The concept of living ‘forever’ probably isn’t something you’ve spent much time considering – if at all – but for those in Silicon Valley, the business of immortality is steadily booming, with people dedicating their lives to perfecting the process of living a second one (or at least, extending the one they are currently living).

Getting frozen after death is no longer a wild idea depicted in the movies, but a real process and procedure that is being practiced right now in state of the art facilities in the United States.

At the Alcor Life Extension Foundation in Scottsdale, Arizona, the team there have performed 166 cryonic preservations to date.

The first successful cryonic preservation was performed in 1967, but still to this day scientists do not know if there will ever be a way to bring those who have been frozen ‘back to life’ or, to use the term in the cryonic preservation business, ‘reanimate them’.

Despite the unknown fate of those who decide to freeze themselves, 1,200 people are currently signed up to be preserved next by Alcor, when their time comes.

“The purpose of cryonics is to intercept and stop this dying process within the window of time that it may be reversible in the future,” Alcor’s website states.

“Cryonics is a belief that no one is really dead until the information content of the brain is lost, and that low temperatures can prevent this loss.”

So, what happens if you decide to freeze yourself after death?

Firstly, it’s worth noting that Alcor uses the term vitrification, not freezing, for the process patients undergo after death. “Vitrification is an ice-free process in which more than 60% of the water inside cells is replaced with protective chemicals,” Alcor’s website explain.

“Alcor encourages patients who know that they’re close to death to relocate to a hospice near Alcor’s headquarters in Scottsdale, Arizona. This will allow a cryonics team to set up in the room and be ready to snap into action when the moment comes,” Linda Chamberlain, a co-founder of Alcor, told Quartz.

“No cryonics organization can start its procedure on a living person (since the process isn’t reversible, it would be considered murder).

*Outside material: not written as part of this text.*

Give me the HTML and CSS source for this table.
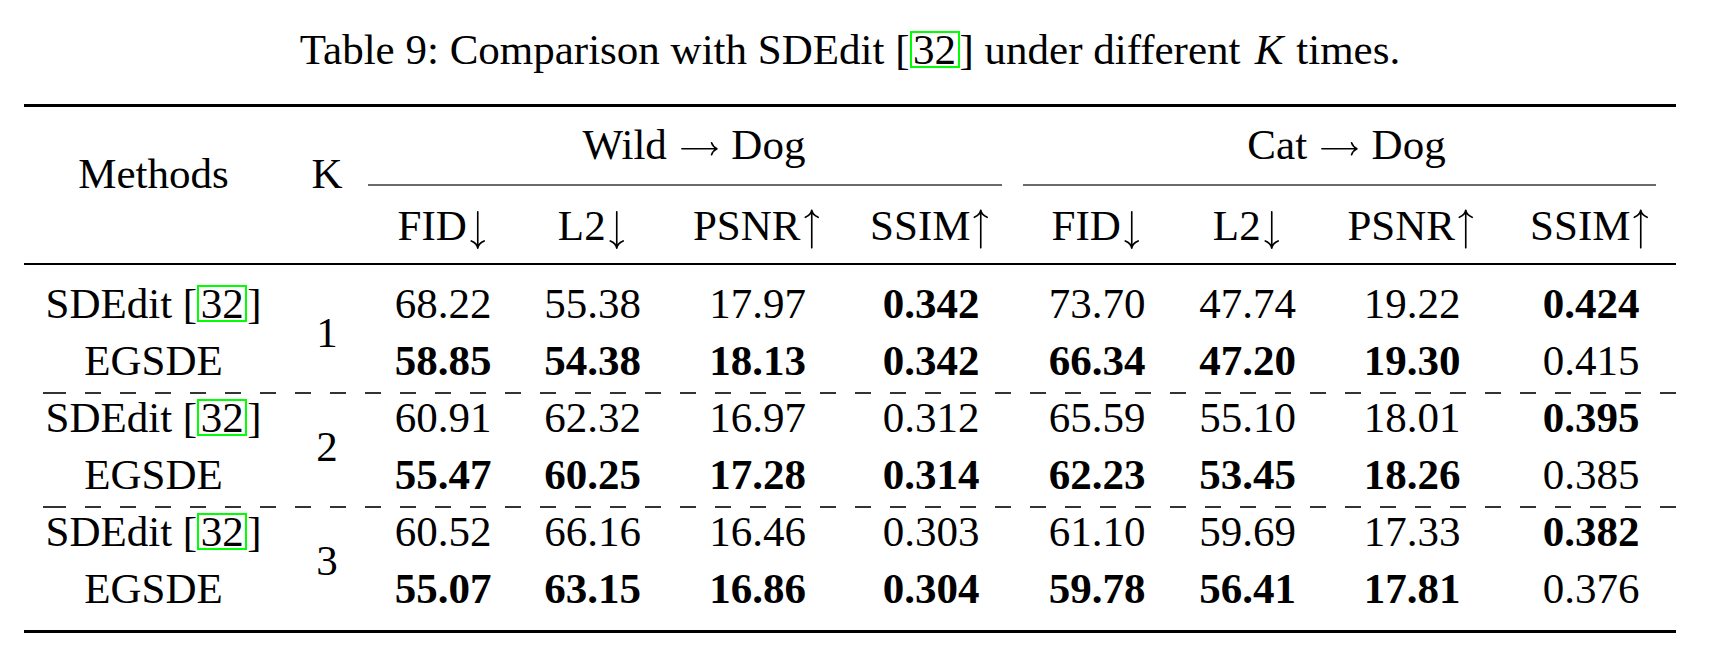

Therefore, a nurse or doctor must first pronounce the subject to be legally dead.”

Once pronounced legally dead, the subject is then moved into an ice bath and a process is started to induce hypothermia. Following this, the scientists restart the lungs and heart.

“This means that the subject could be alive, but unconscious, during this part of the process,” Chamberlain explained.

Antibiotics, vasopressors, and anticoagulants are then injected with a variety of additional medications. Conserving the patient’s brain is a priority, in case ‘reanimation’ becomes possible in the future.

“Although it is not expected that cryonics patients can be resuscitated by contemporary medical technology, attempting to maintain viability of the brain as far as possible into the cryopreservation procedure is regarded as a conservative approach for maximizing preservation of brain structural and chemical information that might be necessary for future revival,” Alcor’s website explains.

Once the patient is stable, a process called cryoprotective perfusion begins, where blood vessels are connected to a perfusion circuit by a surgeon and the patient’s blood is replaced with a preservation liquid.

Scientists and doctors monitor the patient’s brain during the process.

Alcor’s website describes the next stage of the process: “After cryoprotective perfusion, patients are cooled under computer control by fans circulating nitrogen gas at a temperature near -125°C.”

After three hours, the patient is said to be in a stable, ‘vitrified’ state. They will be cooled again to a further-196°C over the following weeks and stored at this temperature in liquid nitrogen long-term.